=== Collected material ===
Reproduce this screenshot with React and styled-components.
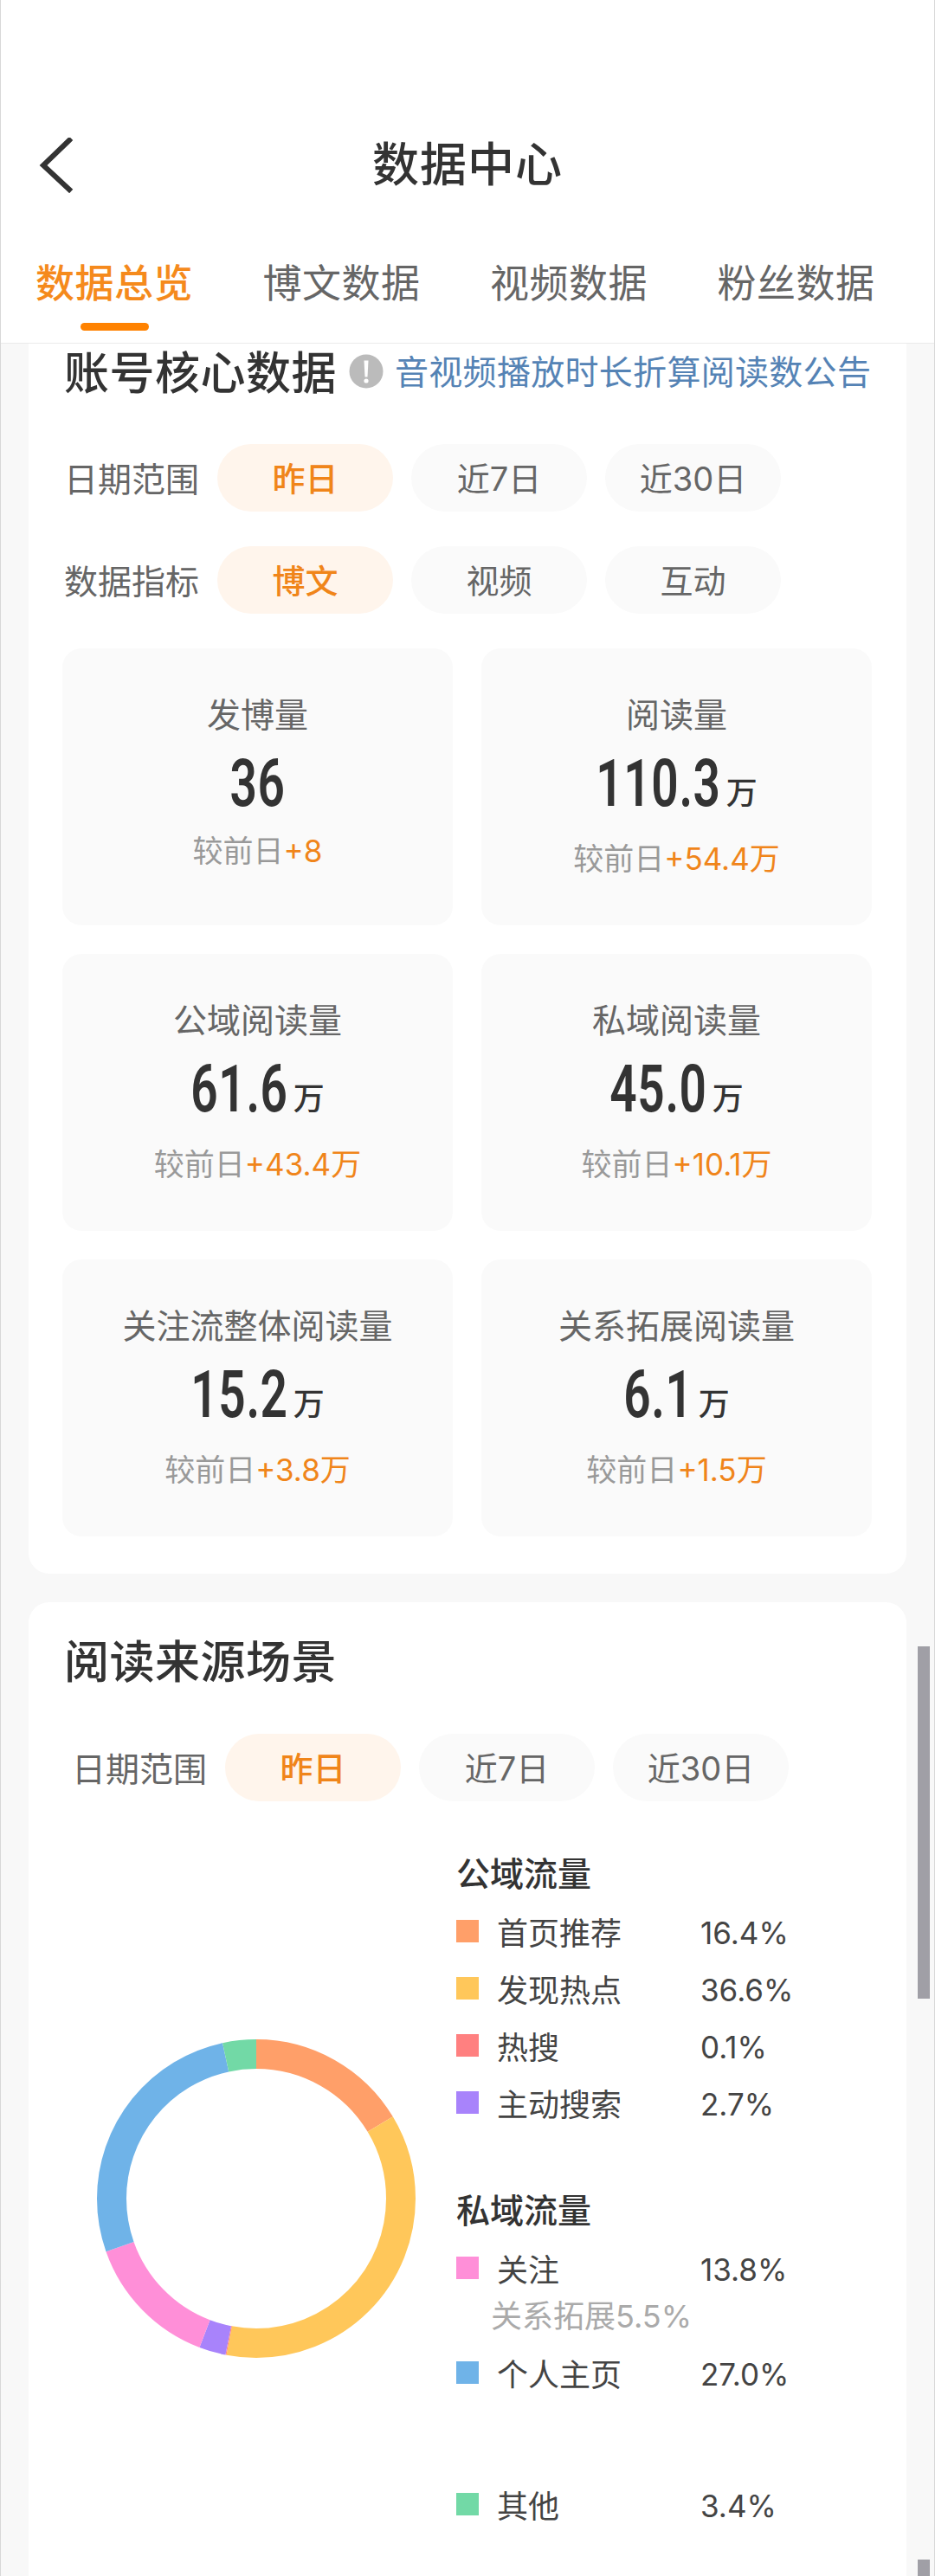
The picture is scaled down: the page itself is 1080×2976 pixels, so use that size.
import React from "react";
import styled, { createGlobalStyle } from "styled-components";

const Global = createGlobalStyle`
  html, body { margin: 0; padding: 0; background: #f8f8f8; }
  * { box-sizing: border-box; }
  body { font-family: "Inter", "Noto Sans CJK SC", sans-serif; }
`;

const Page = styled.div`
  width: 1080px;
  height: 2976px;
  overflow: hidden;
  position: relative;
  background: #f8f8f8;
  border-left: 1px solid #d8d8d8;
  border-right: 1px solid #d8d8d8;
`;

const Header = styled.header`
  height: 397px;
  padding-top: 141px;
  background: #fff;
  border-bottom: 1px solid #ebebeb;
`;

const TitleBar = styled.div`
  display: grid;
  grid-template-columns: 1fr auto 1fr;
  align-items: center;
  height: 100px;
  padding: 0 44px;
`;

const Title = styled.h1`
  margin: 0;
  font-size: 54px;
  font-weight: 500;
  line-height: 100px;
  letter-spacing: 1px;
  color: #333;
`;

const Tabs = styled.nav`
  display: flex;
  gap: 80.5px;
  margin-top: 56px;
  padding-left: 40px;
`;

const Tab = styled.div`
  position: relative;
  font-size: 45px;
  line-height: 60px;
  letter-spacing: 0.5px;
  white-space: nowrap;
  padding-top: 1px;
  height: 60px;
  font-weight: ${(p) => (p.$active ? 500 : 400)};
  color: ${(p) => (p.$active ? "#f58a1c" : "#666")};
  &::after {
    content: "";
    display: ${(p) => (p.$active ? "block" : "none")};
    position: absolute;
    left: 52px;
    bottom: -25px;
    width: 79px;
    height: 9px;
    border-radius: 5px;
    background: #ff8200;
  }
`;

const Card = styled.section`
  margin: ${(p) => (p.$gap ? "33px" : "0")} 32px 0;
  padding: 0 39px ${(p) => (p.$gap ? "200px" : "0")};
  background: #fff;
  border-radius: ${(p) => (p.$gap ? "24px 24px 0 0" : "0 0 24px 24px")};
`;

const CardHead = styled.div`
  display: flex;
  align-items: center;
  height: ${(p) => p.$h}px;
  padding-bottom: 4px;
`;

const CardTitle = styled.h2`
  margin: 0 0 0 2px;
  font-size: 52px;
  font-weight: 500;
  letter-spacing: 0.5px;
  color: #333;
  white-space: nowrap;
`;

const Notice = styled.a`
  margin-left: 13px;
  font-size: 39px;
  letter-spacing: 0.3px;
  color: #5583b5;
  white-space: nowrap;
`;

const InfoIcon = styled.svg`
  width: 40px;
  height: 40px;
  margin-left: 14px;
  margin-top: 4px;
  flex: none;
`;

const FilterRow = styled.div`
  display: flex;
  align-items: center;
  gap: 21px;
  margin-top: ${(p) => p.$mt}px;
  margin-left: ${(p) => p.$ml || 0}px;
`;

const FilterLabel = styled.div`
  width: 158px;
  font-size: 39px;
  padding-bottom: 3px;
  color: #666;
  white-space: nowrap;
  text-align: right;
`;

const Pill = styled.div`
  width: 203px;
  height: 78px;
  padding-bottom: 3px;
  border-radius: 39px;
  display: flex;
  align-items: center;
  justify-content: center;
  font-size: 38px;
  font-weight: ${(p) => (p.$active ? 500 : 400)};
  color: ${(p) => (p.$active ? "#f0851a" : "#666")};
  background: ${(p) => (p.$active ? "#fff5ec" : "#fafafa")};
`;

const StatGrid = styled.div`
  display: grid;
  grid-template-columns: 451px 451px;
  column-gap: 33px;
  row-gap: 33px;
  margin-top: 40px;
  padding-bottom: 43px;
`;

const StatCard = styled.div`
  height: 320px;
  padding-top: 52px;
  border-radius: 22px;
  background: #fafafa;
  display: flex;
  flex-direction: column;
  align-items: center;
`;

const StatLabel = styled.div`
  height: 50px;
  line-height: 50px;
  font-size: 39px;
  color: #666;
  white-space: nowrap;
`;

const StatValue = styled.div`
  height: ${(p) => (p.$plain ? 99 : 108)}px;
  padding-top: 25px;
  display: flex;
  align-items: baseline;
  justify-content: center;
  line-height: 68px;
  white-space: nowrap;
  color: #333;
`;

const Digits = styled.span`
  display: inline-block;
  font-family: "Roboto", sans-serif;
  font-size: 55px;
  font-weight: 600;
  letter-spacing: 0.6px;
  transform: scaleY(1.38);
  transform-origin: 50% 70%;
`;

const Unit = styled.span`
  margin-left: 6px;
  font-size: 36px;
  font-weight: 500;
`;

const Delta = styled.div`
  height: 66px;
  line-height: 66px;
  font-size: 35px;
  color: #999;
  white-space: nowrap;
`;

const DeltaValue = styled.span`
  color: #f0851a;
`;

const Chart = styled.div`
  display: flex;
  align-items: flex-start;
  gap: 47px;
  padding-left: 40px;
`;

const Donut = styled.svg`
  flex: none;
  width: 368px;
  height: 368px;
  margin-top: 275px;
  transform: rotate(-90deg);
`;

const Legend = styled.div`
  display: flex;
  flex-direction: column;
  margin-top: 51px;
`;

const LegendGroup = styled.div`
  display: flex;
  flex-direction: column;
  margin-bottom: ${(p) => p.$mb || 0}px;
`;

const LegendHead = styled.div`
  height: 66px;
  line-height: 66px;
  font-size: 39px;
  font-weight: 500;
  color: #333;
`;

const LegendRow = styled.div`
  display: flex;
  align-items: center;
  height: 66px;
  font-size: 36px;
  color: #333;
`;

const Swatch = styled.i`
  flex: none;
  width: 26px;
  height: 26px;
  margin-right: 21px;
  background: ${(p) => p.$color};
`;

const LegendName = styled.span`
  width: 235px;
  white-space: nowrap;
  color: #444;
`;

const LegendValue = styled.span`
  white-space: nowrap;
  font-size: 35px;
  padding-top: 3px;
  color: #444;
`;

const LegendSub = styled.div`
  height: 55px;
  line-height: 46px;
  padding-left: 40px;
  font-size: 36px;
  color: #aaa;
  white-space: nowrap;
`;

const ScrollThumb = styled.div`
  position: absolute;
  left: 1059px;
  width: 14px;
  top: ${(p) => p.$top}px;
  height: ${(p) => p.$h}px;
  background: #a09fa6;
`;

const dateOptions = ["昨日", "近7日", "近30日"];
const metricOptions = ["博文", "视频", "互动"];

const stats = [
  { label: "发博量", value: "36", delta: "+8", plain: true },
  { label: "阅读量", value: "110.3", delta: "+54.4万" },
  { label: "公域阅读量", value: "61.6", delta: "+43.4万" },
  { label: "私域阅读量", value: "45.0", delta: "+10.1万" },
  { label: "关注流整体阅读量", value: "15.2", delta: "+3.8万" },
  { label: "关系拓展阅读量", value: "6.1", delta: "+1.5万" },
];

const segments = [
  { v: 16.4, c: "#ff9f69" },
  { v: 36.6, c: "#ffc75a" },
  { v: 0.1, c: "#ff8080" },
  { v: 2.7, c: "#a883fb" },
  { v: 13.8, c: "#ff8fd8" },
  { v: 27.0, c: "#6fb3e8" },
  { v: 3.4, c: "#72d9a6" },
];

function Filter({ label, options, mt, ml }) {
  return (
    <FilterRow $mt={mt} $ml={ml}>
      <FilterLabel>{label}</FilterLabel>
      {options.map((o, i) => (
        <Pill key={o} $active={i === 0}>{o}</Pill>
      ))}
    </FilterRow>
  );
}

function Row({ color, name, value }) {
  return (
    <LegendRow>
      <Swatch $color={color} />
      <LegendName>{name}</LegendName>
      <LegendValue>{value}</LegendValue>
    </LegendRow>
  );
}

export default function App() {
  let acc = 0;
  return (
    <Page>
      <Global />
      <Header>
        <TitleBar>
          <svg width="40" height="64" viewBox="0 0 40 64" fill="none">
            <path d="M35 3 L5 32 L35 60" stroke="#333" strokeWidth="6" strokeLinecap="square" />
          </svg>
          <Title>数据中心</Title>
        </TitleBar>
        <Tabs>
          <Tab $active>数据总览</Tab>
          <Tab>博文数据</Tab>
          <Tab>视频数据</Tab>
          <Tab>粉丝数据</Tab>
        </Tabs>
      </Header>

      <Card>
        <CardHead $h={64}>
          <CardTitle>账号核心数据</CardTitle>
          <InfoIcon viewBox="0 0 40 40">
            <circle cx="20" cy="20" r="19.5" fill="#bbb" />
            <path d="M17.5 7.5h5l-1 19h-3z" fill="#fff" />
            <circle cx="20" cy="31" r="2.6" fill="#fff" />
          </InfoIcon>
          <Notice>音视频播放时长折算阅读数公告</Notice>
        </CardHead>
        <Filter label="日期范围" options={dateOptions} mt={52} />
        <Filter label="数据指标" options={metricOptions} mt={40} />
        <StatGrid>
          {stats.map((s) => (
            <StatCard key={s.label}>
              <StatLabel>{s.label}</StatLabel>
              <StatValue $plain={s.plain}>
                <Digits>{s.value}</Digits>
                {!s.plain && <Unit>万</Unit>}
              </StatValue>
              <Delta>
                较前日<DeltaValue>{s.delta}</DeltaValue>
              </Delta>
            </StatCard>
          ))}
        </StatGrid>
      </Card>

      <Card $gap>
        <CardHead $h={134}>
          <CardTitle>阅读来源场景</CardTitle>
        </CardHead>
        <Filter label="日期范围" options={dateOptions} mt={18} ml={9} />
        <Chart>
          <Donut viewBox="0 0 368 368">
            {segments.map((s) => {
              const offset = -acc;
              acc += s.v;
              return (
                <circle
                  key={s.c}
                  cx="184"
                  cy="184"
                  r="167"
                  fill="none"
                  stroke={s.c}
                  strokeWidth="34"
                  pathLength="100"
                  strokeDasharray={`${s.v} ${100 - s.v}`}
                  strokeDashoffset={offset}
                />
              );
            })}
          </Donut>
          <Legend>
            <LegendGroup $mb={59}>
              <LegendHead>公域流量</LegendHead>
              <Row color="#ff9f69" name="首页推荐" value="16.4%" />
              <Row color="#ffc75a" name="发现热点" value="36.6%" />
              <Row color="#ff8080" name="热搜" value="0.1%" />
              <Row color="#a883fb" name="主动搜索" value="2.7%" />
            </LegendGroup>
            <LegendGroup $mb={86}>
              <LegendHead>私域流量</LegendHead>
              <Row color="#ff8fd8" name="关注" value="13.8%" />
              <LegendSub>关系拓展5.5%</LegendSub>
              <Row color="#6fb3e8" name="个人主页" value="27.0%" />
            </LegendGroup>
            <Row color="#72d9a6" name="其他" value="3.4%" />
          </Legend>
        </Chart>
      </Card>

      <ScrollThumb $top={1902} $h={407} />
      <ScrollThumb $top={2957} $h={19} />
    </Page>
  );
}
===
▶ [Problem details]
Which lines above hold the word "React"? Copy each of them.

▶ [Solution]
Reproduce this screenshot with React and styled-components.
import React from "react";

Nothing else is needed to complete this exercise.